Although "society does not recognize as valuable the task of bagging
cocaine," the state court said, "we conclude that society does recognize as
valuable the right of property owners or leaseholders to invite persons
into the privacy of their homes to conduct a common task, be it legal or
illegal activity."
Range of distinctions
In his majority opinion Tuesday, Chief Justice William Rehnquist said that
the men had no "legitimate expectation of privacy" in a home that was not
theirs and that was "simply a place to do business."There was no need to
decide whether the officer's observation amounted to a search, he said,
because the Fourth Amendment's prohibition of unreasonable searches and
seizures did not apply.
The Supreme Court's precedents in this area have made a "legitimate
expectation of privacy" the test for determining whether someone is
entitled to invoke the Fourth Amendment.
In a 1990 case, Minnesota vs. Olson, the court ruled that an overnight
guest had such an expectation and could claim Fourth Amendment rights. By
contrast, a 1978 ruling, Rakas vs.

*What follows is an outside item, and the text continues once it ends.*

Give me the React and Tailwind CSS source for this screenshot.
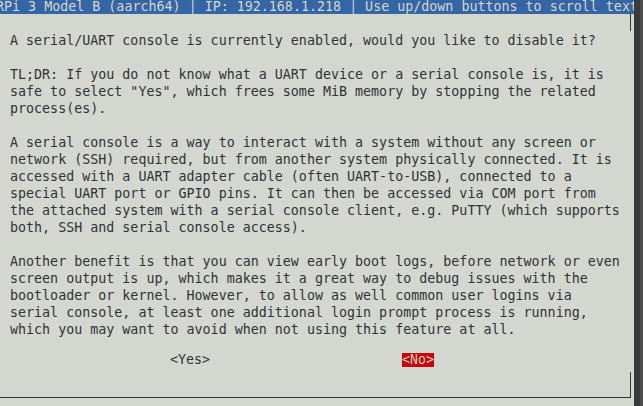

Illinois, held that automobile
passengers were not entitled to raise a Fourth Amendment objection to the
seizure of incriminating evidence if they owned neither the evidence nor
the car, even if they had a right to be in the car at the time.
Judge Rehnquist, in an opinion joined by Justices Sandra Day O'Connor,
Antonin Scalia, Anthony Kennedy and Clarence Thomas, said that in this
case, the "purely commercial nature of the transaction," combined with the
men's short stay and lack of previous connection to the apartment's
resident, made their situation "closer to that of one simply permitted on
the premises," much like the passengers in the 1978 decision.
But in a dissenting opinion, Justice Ruth Bader Ginsburg said the case was
much closer to the 1990 ruling about the overnight guest. The majority
opinion overlooked "the unique importance of the home - the most essential
bastion of privacy recognized by law," she said, adding that the logic of
shielding an overnight guest's privacy "extends to shorter-term guests as
well."
Justices John Paul Stevens and David Souter joined the dissenting opinion.